The Acceptable Face of Capitalism?

by Iain Murray on December 11, 2008 · 5 comments

in Bailout Watch, Economy

Our simplest and best answer to the whole bailout issue, it seems to me, is that creative destruction has to be allowed to take place. But creative destruction is destruction, and hurts a lot of people. When Mrs Thatcher closed down the horrendously inefficient mining and shipbuilding industries in my native North-East of England, huge numbers lost their jobs. In my home town there was 50% adult male unemployment. “Thatcher,” not the names of people who propped up the failing industries for far too long, is the dirty word there. The Conservatives, who had a presence in northern municipalities dating back to the merger with the Liberal Unionists, were wiped out north of the Trent. There was a considerable political price to pay for allowing a much-delayed creative destruction to go ahead.

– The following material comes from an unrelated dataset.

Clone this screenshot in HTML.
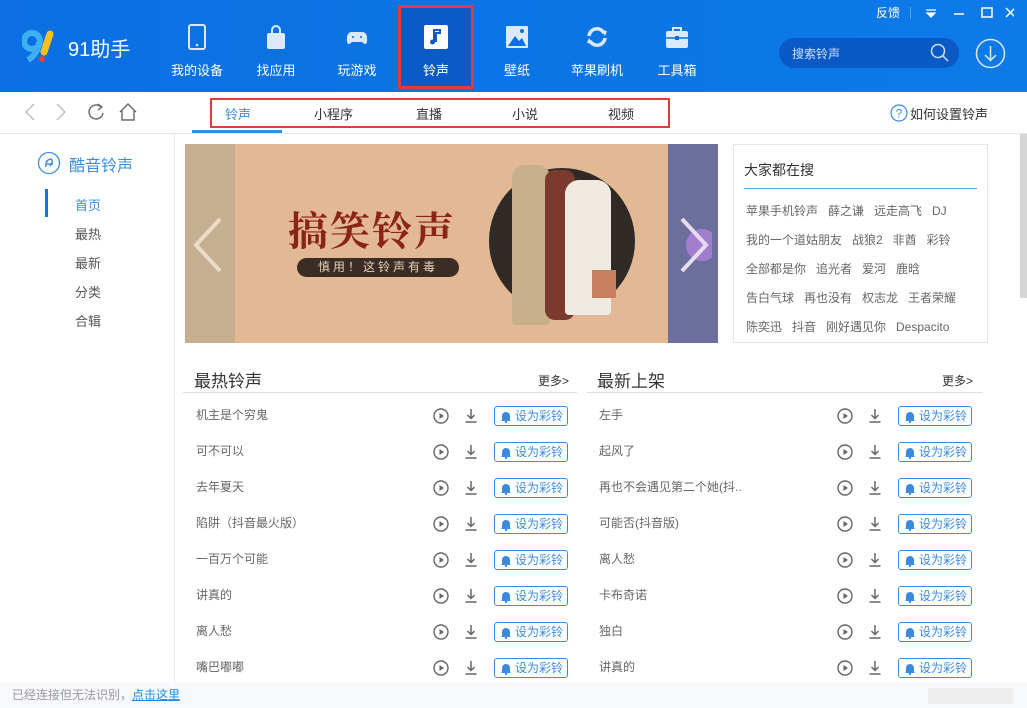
<!DOCTYPE html>
<html><head><meta charset="utf-8"><style>
*{margin:0;padding:0;box-sizing:border-box}
body{width:1027px;height:708px;overflow:hidden;font-family:"Liberation Sans","Noto Sans CJK SC",sans-serif;background:#fff;position:relative;color:#333}
.a{position:absolute}
.hdr{left:0;top:0;width:1027px;height:92px;background:linear-gradient(90deg,#0b6fe3,#0d7ae8)}
.nav{top:0;width:80px;height:92px;text-align:center;color:#fff;font-size:13px}
.nav .ic{position:absolute;left:28px;top:24px;width:24px;height:26px}
.nav span{position:absolute;left:0;width:80px;top:60px}
.sel{background:#0a5bc6;outline:3px solid #e03c3c;outline-offset:-3px}
.tab{top:104px;font-size:13px;color:#333}
.side{font-size:13px;color:#555}
.hot{font-size:12px;color:#666}
.row{font-size:12px;color:#666}
.btn{width:74px;height:20px;border:1px solid #3d8be0;border-radius:3px;color:#3d8be0;font-size:12px;line-height:18px;padding-left:20px;background:#fff}
.btn svg{position:absolute;left:5px;top:3px}
</style></head><body>
<div class="a hdr"></div>
<svg class="a" style="left:22px;top:30px" width="40" height="34" viewBox="0 0 40 34"><circle cx="10" cy="11" r="8" fill="none" stroke="#3cb0f0" stroke-width="6"/><path d="M17 12 Q16 24 6 30" stroke="#3cb0f0" stroke-width="6" fill="none"/><path d="M28 4 L22 22" stroke="#f6c21b" stroke-width="7" stroke-linecap="round"/><circle cx="20" cy="29" r="3" fill="#e8413c"/></svg>
<div class="a" style="left:68px;top:33px;color:#fff;font-size:20px">91助手</div>
<div class="a nav" style="left:157px"><svg class="ic" viewBox="0 0 24 26"><rect x="4" y="1" width="16" height="24" rx="2" fill="none" stroke="#dbe9fb" stroke-width="2"/><circle cx="12" cy="21" r="1.3" fill="#dbe9fb"/></svg><span>我的设备</span></div>
<div class="a nav" style="left:236px"><svg class="ic" viewBox="0 0 24 26"><path d="M8 9V6a4 4 0 0 1 8 0v3" fill="none" stroke="#dbe9fb" stroke-width="2"/><rect x="3" y="9" width="18" height="16" rx="2" fill="#dbe9fb"/></svg><span>找应用</span></div>
<div class="a nav" style="left:317px"><svg class="ic" viewBox="0 0 24 26"><path d="M2 18 Q1 8 7 8 H17 Q23 8 22 18 Q21 22 17 18 H7 Q3 22 2 18Z" fill="#dbe9fb"/><circle cx="8" cy="13" r="1" fill="#0b6fe3"/><circle cx="16" cy="13" r="1" fill="#0b6fe3"/></svg><span>玩游戏</span></div>
<div class="a nav sel" style="left:398px;width:76px;top:5px;height:84px"><svg class="ic" style="left:26px;top:19px" viewBox="0 0 24 26"><rect x="0" y="1" width="24" height="24" rx="2" fill="#fff"/><path d="M10 18V6h6v3h-4v9" fill="none" stroke="#0a5bc6" stroke-width="2"/><circle cx="8.5" cy="18" r="2.5" fill="#0a5bc6"/></svg><span style="width:76px;top:55px">铃声</span></div>
<div class="a nav" style="left:477px"><svg class="ic" viewBox="0 0 24 26"><rect x="1" y="2" width="22" height="22" rx="1" fill="#dbe9fb"/><path d="M3 22 L10 12 L14 17 L17 14 L21 22Z" fill="#0b6fe3"/><circle cx="17" cy="7" r="2" fill="#0b6fe3"/></svg><span>壁纸</span></div>
<div class="a nav" style="left:557px"><svg class="ic" viewBox="0 0 24 26"><path d="M4 12 A8 8 0 0 1 19 9 M20 14 A8 8 0 0 1 5 17" fill="none" stroke="#dbe9fb" stroke-width="3.5"/><path d="M16 6 L22 7 L20 12Z M8 20 L2 19 L4 14Z" fill="#dbe9fb"/></svg><span>苹果刷机</span></div>
<div class="a nav" style="left:637px"><svg class="ic" viewBox="0 0 24 26"><path d="M8 7V4h8v3" fill="none" stroke="#dbe9fb" stroke-width="2"/><rect x="1" y="7" width="22" height="17" rx="2" fill="#dbe9fb"/><path d="M1 14H23" stroke="#0b6fe3" stroke-width="1.5"/><rect x="10" y="12" width="4" height="4" fill="#0b6fe3"/></svg><span>工具箱</span></div>
<div class="a" style="left:876px;top:4px;color:#fff;font-size:12px">反馈</div>
<div class="a" style="left:910px;top:7px;width:1px;height:12px;background:#5e9fee"></div>
<svg class="a" style="left:924px;top:7px" width="90" height="12" viewBox="0 0 90 12"><path d="M2 3h10M3 6h8l-4 4z" stroke="#fff" fill="#fff" stroke-width="1.2"/><path d="M30 7h10" stroke="#fff" stroke-width="1.5"/><rect x="58" y="1" width="10" height="9" fill="none" stroke="#fff" stroke-width="1.5"/><path d="M82 1l9 9M91 1l-9 9" stroke="#fff" stroke-width="1.5"/></svg>
<div class="a" style="left:779px;top:38px;width:180px;height:30px;border-radius:15px;background:#0a5ac5"></div>
<div class="a" style="left:792px;top:45px;color:#cfe0f7;font-size:12px">搜索铃声</div>
<svg class="a" style="left:930px;top:43px" width="20" height="20" viewBox="0 0 20 20"><circle cx="8" cy="8" r="6.5" fill="none" stroke="#cfe0f7" stroke-width="1.5"/><path d="M13 13l5 5" stroke="#cfe0f7" stroke-width="1.5"/></svg>
<svg class="a" style="left:975px;top:38px" width="31" height="31" viewBox="0 0 31 31"><circle cx="15.5" cy="15.5" r="14" fill="none" stroke="#dbe9fb" stroke-width="1.5"/><path d="M15.5 8v14M10 17l5.5 5.5 5.5-5.5" fill="none" stroke="#dbe9fb" stroke-width="1.5"/></svg>
<div class="a" style="left:0;top:133px;width:1027px;height:1px;background:#e6e6e6"></div>
<svg class="a" style="left:20px;top:101px" width="125" height="22" viewBox="0 0 125 22"><path d="M14 3l-8 8 8 8" fill="none" stroke="#bbb" stroke-width="1.3"/><path d="M37 3l8 8-8 8" fill="none" stroke="#bbb" stroke-width="1.3"/><path d="M81 6a7 7 0 1 0 2 6" fill="none" stroke="#666" stroke-width="1.4"/><path d="M78 3l4 3-4 3" fill="none" stroke="#666" stroke-width="1.4"/><path d="M100 11l8-8 8 8M102 10v9h12v-9" fill="none" stroke="#666" stroke-width="1.4"/></svg>
<div class="a" style="left:210px;top:98px;width:460px;height:30px;border:2px solid #e03c3c"></div>
<div class="a" style="left:192px;top:130px;width:90px;height:3px;background:#3b8de0"></div>
<div class="a tab" style="left:225px;color:#3b8de0">铃声</div>
<div class="a tab" style="left:314px">小程序</div>
<div class="a tab" style="left:416px">直播</div>
<div class="a tab" style="left:512px">小说</div>
<div class="a tab" style="left:608px">视频</div>
<svg class="a" style="left:890px;top:104px" width="18" height="18" viewBox="0 0 18 18"><circle cx="9" cy="9" r="8" fill="none" stroke="#3b8de0" stroke-width="1.2"/><text x="9" y="13.5" font-size="12" text-anchor="middle" fill="#3b8de0" font-family="Liberation Sans">?</text></svg>
<div class="a" style="left:910px;top:104px;font-size:13px;color:#333">如何设置铃声</div>
<div class="a" style="left:174px;top:134px;width:1px;height:550px;background:#e8e8e8"></div>
<svg class="a" style="left:37px;top:151px" width="24" height="24" viewBox="0 0 24 24"><circle cx="12" cy="12" r="10.5" fill="none" stroke="#3b8de0" stroke-width="1.3"/><path d="M9 16 Q8 9 14 8 Q17 10 13 15 M10 13h6" fill="none" stroke="#3b8de0" stroke-width="1.5"/></svg>
<div class="a" style="left:69px;top:152px;font-size:16px;color:#3b8de0">酷音铃声</div>
<div class="a" style="left:45px;top:189px;width:3px;height:28px;background:#1f73c8"></div>
<div class="a side" style="left:75px;top:195px;color:#3b8de0">首页</div>
<div class="a side" style="left:75px;top:224px">最热</div>
<div class="a side" style="left:75px;top:253px">最新</div>
<div class="a side" style="left:75px;top:282px">分类</div>
<div class="a side" style="left:75px;top:311px">合辑</div>
<div class="a" style="left:185px;top:144px;width:533px;height:199px;background:#e3b995"></div>
<div class="a" style="left:185px;top:144px;width:50px;height:199px;background:#c6ae91"></div>
<div class="a" style="left:668px;top:144px;width:50px;height:199px;background:#6c6f9b"></div>
<svg class="a" style="left:190px;top:215px" width="36" height="60" viewBox="0 0 36 60"><path d="M30 4L6 30l24 26" fill="none" stroke="#eadcc8" stroke-width="4"/></svg>
<svg class="a" style="left:676px;top:215px" width="36" height="60" viewBox="0 0 36 60"><circle cx="26" cy="30" r="16" fill="#a27dcd"/><path d="M6 4l24 26L6 56" fill="none" stroke="#e6dcef" stroke-width="4"/></svg>
<div class="a" style="left:288px;top:200px;font-size:40px;font-weight:bold;color:#8a2418;letter-spacing:2px;font-family:'Noto Serif CJK SC',serif">搞笑铃声</div>
<div class="a" style="left:297px;top:258px;width:162px;height:19px;border-radius:10px;background:#3b2d25;color:#e8cfb6;font-size:12px;text-align:center;line-height:19px;letter-spacing:3px">慎用！这铃声有毒</div>
<div class="a" style="left:489px;top:168px;width:146px;height:146px;border-radius:50%;background:#2f2a26"></div>
<div class="a" style="left:512px;top:165px;width:38px;height:160px;background:#c8b08a;border-radius:12px 12px 4px 4px"></div>
<div class="a" style="left:545px;top:170px;width:30px;height:150px;background:#7a3b2e;border-radius:10px"></div>
<div class="a" style="left:565px;top:180px;width:46px;height:135px;background:#f0ebe2;border-radius:14px 14px 4px 4px"></div>
<div class="a" style="left:592px;top:270px;width:24px;height:28px;background:#c77f5f"></div>
<div class="a" style="left:733px;top:144px;width:255px;height:199px;border:1px solid #e6e6e6"></div>
<div class="a" style="left:744px;top:160px;font-size:14px;color:#333">大家都在搜</div>
<div class="a" style="left:744px;top:188px;width:233px;height:1px;background:#4aa8dd"></div>
<div class="a hot" style="left:746px;top:202px">苹果手机铃声&nbsp;&nbsp; 薛之谦&nbsp;&nbsp; 远走高飞&nbsp;&nbsp; DJ</div>
<div class="a hot" style="left:746px;top:231px">我的一个道姑朋友&nbsp;&nbsp; 战狼2&nbsp;&nbsp; 非酋&nbsp;&nbsp; 彩铃</div>
<div class="a hot" style="left:746px;top:260px">全部都是你&nbsp;&nbsp; 追光者&nbsp;&nbsp; 爱河&nbsp;&nbsp; 鹿晗</div>
<div class="a hot" style="left:746px;top:289px">告白气球&nbsp;&nbsp; 再也没有&nbsp;&nbsp; 权志龙&nbsp;&nbsp; 王者荣耀</div>
<div class="a hot" style="left:746px;top:318px">陈奕迅&nbsp;&nbsp; 抖音&nbsp;&nbsp; 刚好遇见你&nbsp;&nbsp; Despacito</div>
<div class="a" style="left:1020px;top:134px;width:7px;height:164px;background:#d6d6d6"></div>
<div class="a" style="left:194px;top:367px;font-size:17px;color:#333">最热铃声</div>
<div class="a" style="left:538px;top:372px;font-size:12px;color:#333">更多&gt;</div>
<div class="a" style="left:183px;top:392px;width:394px;height:1px;background:#ddd"></div>
<div class="a" style="left:597px;top:367px;font-size:17px;color:#333">最新上架</div>
<div class="a" style="left:942px;top:372px;font-size:12px;color:#333">更多&gt;</div>
<div class="a" style="left:587px;top:392px;width:396px;height:1px;background:#ddd"></div>
<div id="rows"></div>
<script>
var L=["机主是个穷鬼","可不可以","去年夏天","陷阱（抖音最火版）","一百万个可能","讲真的","离人愁","嘴巴嘟嘟"];
var R=["左手","起风了","再也不会遇见第二个她(抖..","可能否(抖音版)","离人愁","卡布奇诺","独白","讲真的"];
var h="";
function row(x,t,y,bx){
 h+='<div class="a row" style="left:'+x+'px;top:'+(y-9)+'px">'+t+'</div>';
 h+='<svg class="a" style="left:'+(bx-61)+'px;top:'+(y-8)+'px" width="46" height="18" viewBox="0 0 46 18"><circle cx="8" cy="9" r="7" fill="none" stroke="#666" stroke-width="1.4"/><path d="M6.5 6v6l4.5-3z" fill="#666"/><path d="M38 2v9M34.5 8l3.5 3.5 3.5-3.5M32.5 15h11" fill="none" stroke="#666" stroke-width="1.5"/></svg>';
 h+='<div class="a btn" style="left:'+bx+'px;top:'+(y-9)+'px"><svg width="12" height="13" viewBox="0 0 12 13"><path d="M2 10V6a4 4 0 0 1 8 0v4l1 1H1z" fill="#3d8be0"/><circle cx="6" cy="12" r="1.2" fill="#3d8be0"/></svg>设为彩铃</div>';
}
for(var i=0;i<8;i++){var y=415+i*36;row(196,L[i],y,494);row(599,R[i],y,898);}
document.getElementById("rows").outerHTML=h;
</script>
<div class="a" style="left:0;top:683px;width:1027px;height:25px;background:#f6f8fb"></div>
<div class="a" style="left:12px;top:686px;font-size:12px;color:#999">已经连接但无法识别，<span style="color:#1a8ce0;text-decoration:underline">点击这里</span></div>
<div class="a" style="left:928px;top:688px;width:85px;height:16px;background:#eeeeee"></div>
</body></html>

So my question is, how do we have creative destruction in things like manufacturing centers without hurting people? It’s no good saying they’ll actually get better-paid jobs in the long-run, because sometimes that is a very long run (it took the North-East about a decade to recover) and the present value of suffering is not alleviated that much. Obviously, we would avoid welfare plans, make-work programs and subsidies to get new businesses in. There is probably a deregulatory approach that would soften the blow. If so, we need to outline some of the elements of such an approach. Mrs T created enterprise zones that had reduced regulation (exemptions from planning laws, for example) and Heritage’s Stuart Butler introduced the idea here, but I am not sure how successful they have been or how they can be improved.

When we talk about creative destruction, we are often dismissed as uncaring. A “bankruptcy plus real enterprise zone” package, on the other hand, might be salable as an alternative to the auto bailout.

Thoughts in the comments section welcome.

{ 5 comments }

Rayo December 11, 2008 at 12:24 pm

I live in New Jersey, USA; and in our state they have instituted enterprise zones. There are 2 of these zones within 30 minutes of where I live. I have not seen any improvement in those areas in any economic way. Granted that these "zones" may be different from what you may be talking about, but there intent was the same. They tried to stimulate local economies so that they would grow and prosper. To date those "zones" appear to be no better off than they were 10 years ago.It seems to me that others take advantage of the "zones" and those within the "zones" benefit very little. Just my 2 cents, which isn't worth much in this day and age.

Kevin December 12, 2008 at 6:21 am

The greedy unions and stupid managers made some poor decisions. Why should other productive members of society be forced to prop those decisions up? It is upsetting that people see the problems and blame the government for not helping instead of the company for getting into the mess. How can we believe in success if we don't believe in failure? Failure is as real as success. There is an opposition in all things. When you take away failure you are taking away success.

Nancyf December 12, 2008 at 12:28 pm

We haven't had authentic capitalism since they came up with the free trade scam. What u talkin' 'bout willis?

gavin December 12, 2008 at 4:02 pm

there was a granta story about shipbuilding on the Clyde where the union guy realized that they had killed the goose, only twenty years after the fact.